- [WRITTEN REQUEST]: Check each line of the listing below for the string "React", and copy the ones that have it.

>> BEGIN COLLECTED DATA

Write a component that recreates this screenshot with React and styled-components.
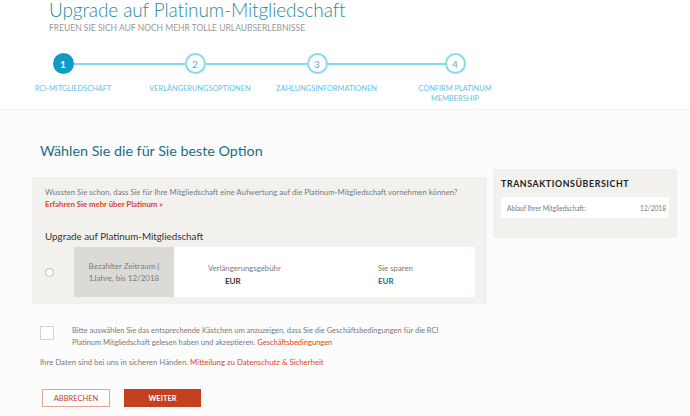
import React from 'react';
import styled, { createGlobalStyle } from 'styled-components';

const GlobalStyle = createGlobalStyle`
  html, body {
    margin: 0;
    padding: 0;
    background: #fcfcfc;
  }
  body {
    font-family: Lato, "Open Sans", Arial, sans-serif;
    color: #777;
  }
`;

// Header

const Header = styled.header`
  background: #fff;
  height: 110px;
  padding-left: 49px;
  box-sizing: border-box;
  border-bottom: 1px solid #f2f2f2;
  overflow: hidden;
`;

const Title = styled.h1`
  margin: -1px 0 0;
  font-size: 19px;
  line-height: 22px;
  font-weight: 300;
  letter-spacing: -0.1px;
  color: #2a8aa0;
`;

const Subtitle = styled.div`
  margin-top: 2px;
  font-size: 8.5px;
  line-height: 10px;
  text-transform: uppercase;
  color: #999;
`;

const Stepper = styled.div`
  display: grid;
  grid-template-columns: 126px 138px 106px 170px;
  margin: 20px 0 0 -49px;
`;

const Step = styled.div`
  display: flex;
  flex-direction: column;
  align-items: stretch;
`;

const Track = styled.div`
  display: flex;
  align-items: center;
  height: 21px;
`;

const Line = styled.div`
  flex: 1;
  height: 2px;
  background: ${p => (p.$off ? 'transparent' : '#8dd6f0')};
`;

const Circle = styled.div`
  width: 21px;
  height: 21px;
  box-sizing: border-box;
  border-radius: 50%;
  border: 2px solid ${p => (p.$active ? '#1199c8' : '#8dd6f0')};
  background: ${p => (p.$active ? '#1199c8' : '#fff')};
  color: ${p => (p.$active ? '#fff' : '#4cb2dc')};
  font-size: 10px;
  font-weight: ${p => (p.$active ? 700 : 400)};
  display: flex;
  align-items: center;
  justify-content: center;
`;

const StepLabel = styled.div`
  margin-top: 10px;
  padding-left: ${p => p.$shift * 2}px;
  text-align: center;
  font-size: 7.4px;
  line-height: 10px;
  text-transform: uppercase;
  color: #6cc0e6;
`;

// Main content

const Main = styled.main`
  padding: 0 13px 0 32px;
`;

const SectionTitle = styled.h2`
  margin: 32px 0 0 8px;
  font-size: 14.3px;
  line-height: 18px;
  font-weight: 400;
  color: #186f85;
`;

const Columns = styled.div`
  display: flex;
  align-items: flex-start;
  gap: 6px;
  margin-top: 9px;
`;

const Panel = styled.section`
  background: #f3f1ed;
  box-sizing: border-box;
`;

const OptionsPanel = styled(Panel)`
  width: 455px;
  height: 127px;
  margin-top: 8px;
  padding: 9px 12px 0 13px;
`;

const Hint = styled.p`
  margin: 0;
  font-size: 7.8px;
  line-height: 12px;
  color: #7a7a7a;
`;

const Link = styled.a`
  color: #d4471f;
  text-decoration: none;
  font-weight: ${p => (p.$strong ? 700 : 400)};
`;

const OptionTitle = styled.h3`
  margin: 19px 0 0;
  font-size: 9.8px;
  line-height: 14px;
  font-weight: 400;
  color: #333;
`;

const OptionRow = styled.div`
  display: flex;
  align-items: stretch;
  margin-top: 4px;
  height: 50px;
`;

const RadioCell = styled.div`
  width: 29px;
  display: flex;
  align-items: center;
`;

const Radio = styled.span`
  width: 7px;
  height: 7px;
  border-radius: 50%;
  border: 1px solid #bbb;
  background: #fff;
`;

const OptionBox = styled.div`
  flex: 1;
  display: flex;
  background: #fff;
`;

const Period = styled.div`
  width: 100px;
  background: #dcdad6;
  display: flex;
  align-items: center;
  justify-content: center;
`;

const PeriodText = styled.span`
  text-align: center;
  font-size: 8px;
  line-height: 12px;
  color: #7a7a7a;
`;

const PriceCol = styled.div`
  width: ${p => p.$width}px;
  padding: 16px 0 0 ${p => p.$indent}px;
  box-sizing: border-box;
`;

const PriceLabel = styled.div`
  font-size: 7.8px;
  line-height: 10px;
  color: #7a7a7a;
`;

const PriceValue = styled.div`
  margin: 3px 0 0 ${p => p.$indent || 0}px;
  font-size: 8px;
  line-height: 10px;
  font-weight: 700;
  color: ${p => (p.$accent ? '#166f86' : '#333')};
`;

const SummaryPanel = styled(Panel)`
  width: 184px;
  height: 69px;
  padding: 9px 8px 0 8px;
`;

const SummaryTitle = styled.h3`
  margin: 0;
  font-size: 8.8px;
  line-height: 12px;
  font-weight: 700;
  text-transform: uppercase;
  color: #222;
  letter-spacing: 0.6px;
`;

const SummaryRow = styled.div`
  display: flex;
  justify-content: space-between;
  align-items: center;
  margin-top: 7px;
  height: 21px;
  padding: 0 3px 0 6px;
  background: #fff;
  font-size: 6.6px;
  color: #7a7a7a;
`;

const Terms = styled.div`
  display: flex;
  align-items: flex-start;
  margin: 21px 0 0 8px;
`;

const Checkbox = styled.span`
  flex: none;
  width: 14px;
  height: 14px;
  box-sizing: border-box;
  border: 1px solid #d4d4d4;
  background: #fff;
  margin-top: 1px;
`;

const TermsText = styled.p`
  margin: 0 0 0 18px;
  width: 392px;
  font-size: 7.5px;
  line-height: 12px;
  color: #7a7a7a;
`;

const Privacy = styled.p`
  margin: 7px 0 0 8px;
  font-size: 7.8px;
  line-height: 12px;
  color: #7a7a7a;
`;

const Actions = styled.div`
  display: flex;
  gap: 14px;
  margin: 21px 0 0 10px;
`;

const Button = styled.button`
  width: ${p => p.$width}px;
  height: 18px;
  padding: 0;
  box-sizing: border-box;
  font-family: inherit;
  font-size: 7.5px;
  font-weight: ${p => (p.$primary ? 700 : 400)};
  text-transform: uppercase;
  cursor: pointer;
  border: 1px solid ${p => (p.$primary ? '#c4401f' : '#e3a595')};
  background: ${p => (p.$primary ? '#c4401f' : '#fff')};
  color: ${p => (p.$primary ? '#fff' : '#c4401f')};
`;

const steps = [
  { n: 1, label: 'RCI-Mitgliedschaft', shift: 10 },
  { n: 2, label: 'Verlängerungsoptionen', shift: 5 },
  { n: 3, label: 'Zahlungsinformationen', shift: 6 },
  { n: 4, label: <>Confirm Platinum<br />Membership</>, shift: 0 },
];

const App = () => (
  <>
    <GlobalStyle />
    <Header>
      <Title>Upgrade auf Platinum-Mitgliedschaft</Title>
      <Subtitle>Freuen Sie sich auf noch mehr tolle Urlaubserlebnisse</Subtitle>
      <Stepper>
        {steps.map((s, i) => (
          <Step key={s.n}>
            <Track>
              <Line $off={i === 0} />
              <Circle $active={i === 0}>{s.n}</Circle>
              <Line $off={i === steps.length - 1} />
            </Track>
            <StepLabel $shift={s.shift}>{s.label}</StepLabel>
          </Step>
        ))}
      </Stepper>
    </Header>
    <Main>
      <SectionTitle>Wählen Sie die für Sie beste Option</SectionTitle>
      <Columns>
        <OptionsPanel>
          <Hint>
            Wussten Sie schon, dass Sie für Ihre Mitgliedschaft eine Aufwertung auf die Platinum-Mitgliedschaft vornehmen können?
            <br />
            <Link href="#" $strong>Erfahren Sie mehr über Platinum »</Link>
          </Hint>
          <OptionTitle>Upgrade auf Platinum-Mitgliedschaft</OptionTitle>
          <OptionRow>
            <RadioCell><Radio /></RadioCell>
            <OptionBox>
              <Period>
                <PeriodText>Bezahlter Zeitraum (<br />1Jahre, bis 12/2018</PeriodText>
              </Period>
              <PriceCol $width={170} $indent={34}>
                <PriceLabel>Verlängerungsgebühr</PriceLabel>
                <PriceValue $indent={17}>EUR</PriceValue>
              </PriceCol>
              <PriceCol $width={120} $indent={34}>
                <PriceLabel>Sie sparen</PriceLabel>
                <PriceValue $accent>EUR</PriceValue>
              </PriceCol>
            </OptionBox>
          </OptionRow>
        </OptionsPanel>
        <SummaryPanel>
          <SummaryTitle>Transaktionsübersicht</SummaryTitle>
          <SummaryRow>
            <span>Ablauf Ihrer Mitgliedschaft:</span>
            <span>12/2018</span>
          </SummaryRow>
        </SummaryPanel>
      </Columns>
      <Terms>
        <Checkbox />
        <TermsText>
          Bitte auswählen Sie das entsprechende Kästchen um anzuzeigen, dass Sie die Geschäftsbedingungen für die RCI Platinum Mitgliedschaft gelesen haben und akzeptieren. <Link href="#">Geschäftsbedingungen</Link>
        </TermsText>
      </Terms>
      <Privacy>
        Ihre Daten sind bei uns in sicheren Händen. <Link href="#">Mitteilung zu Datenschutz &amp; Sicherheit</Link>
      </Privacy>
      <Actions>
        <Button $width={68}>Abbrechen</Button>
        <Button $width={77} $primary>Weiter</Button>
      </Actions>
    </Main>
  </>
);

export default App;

>> END COLLECTED DATA

- [CORRECT RESPONSE]:
Write a component that recreates this screenshot with React and styled-components.
import React from 'react';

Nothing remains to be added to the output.